As igrejas católicas sempre tiveram muitas imagens porque era a forma mais fácil de educar o povo predominantemente analfabeto da Idade Média. Mas não existe imagem de Deus nas igrejas. Tem de Jesus, aquele moço de cabelos longos e barba, e do Espírito Santo, que é uma pomba. É um desafio falar com alguém que não tem rosto ou outro tipo de materialização. Mesmo as Panteras, quando falavam com o Charlie, podiam se dirigir ao rádio. Então, para visualizar Deus, apelamos para ícones construídos pela cultura de massa, como um senhor alto e forte, de barbas brancas e rosto meio severo, parecido com Zeus. Alanis Morissette, Morgan Freeman e Antonio Fagundes não conseguiram mudar essa imagem na minha cabeça.

Quando você não entende o que o padre fala, as figuras são mais interessantes de se prestar atenção. Mais tarde, você talvez passe a entender, e às a vezes a não concordar com as palavras do sermão. Mesmo assim, o ambiente da igreja é reconfortante. Repetir automaticamente as fórmulas da liturgia católica funciona como uma espécie de mantra. Só de estar ali, naquele ambiente, a pessoa já se sente melhor e mais próxima do que deseja - conseguir alguma coisa ou se livrar de uma cupla.

E mesmo aceditando em Deus e curtindo os rituais católicos, tenho me afastado da igreja. Não fossem os casamentos e missas de sétimo dia, já estaria totalmente desgarrada do rebanho. O fato é que a igreja, pelo menos a católica, coloca limites muito rígidos para alguns, mas afrouxa para outros. Padres pedófilos continuam sendo padres e exercendo seu sacramento. Homens e mulheres fiéis, bons e generosos, mas divorciados, não são bem-vindos na igreja.
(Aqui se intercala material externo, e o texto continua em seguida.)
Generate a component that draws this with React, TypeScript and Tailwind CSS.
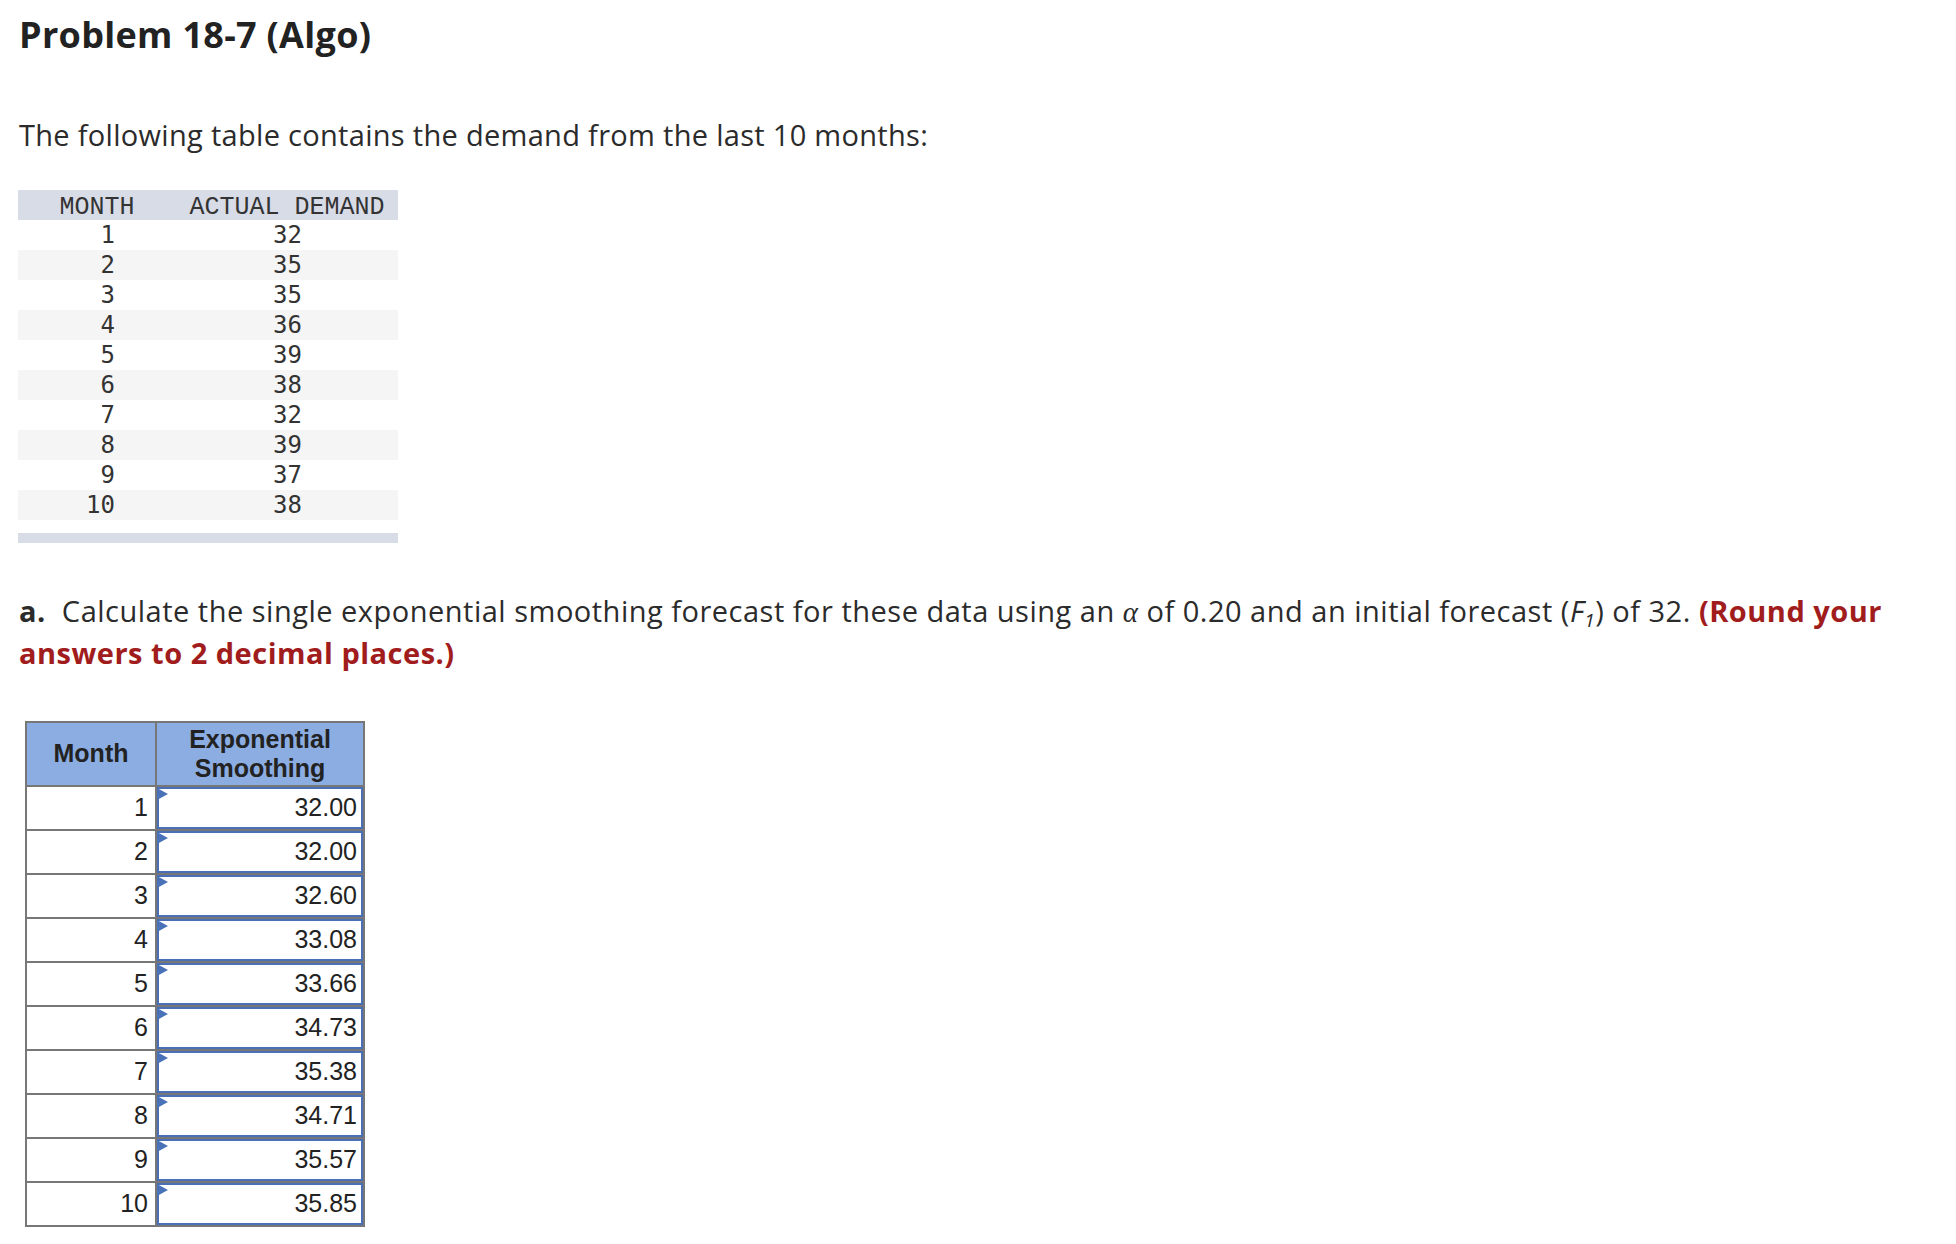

Mesmo com todas as críticas que tenho sobre a igreja na qual fui educada, não posso culpá-la por não ir mais à missa todo domingo. Infelizmente, minha ausência tem mais a ver com preguiça e falta de hábito do que com revolta. Mas não é o hábito e o exemplo que incutem valores e educam as crianças e os adolescentes?

Minha mãe era professora no curso de catequese. Quando meus pais se separaram, a paróquia achou melhor que ela não continuasse com essa atividade. Para as crianças, ela seria um exemplo contrário ao que a religião ensina - mesmo que todas as suas outras ações na comunidade fossem exemplos positivos e muito mais poderosos para quem quisesse seguir.
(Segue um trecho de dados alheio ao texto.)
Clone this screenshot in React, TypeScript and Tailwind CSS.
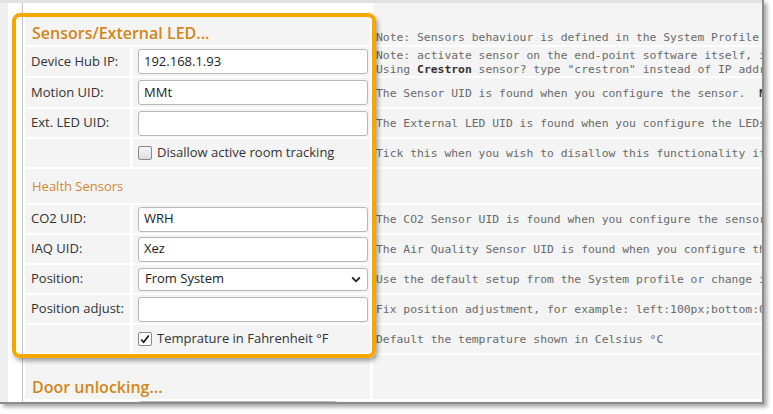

A igreja teve razão na questão do exemplo. Minha mãe parou de ir à missa com a regularidade anterior e nunca mais nos obrigou a ir com ela. Perdemos o hábito, que já não é fácil de manter com tantos estímulos, programas e atividades que puxam a atenção dos adolescentes.

É por essas e outras que os católicos se afastam da igreja e, talvez, de Deus. Eu sei que Deus não tem nada a ver com os padres e as freiras, apesar de serem Seus representantes. Mas você continua indo na loja em que os vendedores te atendem mal só porque você sabe que o dono é bacana?
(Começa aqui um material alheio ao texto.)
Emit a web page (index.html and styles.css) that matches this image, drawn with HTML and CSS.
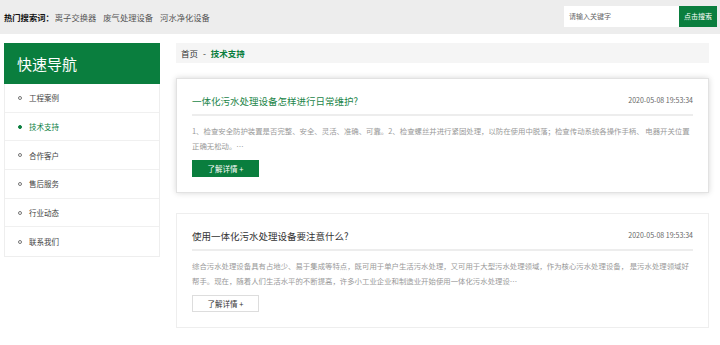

Apesar de tudo isso e das declarações temerárias do Papa, ainda acho que acreditar em Deus e seguir uma religião faz mais bem do que mal para as pessoas. (Por favor, não vamos levar em conta os fanatismos.) De uma forma geral, o que as religiões fazem? Divulgam um código de valores, cobram uma atitude correta dos seus fiéis, pregam a generosidade e a solidariedade, indicam alguém com quem todos podem contar.

O fato é que religião e igreja nem sempre têm a ver com Deus. Talvez Ele devesse construir novas sedes, mudar o formato do negócio, promover um curso de atualização para Sua equipe. Deus poderia iniciar um processo de revitalização de marca, eliminando as impressões negativas que foram surgindo com o passar dos anos. Depois, implantaria um programa de relacionamento com seus fiéis. Nada de mídia de massa, só comunicação dirigida, para evitar que os oportunistas se aproveitem da comoção de milhares de fiéis reunidos juntos.

Mas Ele é quem sabe. Mesmo com resultados que não parecem tão promissores, Deus, em todas as suas formas, ainda detém a maior parte do mercado. Fácil, já que para crença não há concorrência. Até quem não acredita Nele, acredita em alguma coisa. E depois que o cliente adquiriu o hábito do consumo, mudar de marca é só uma questão de tempo.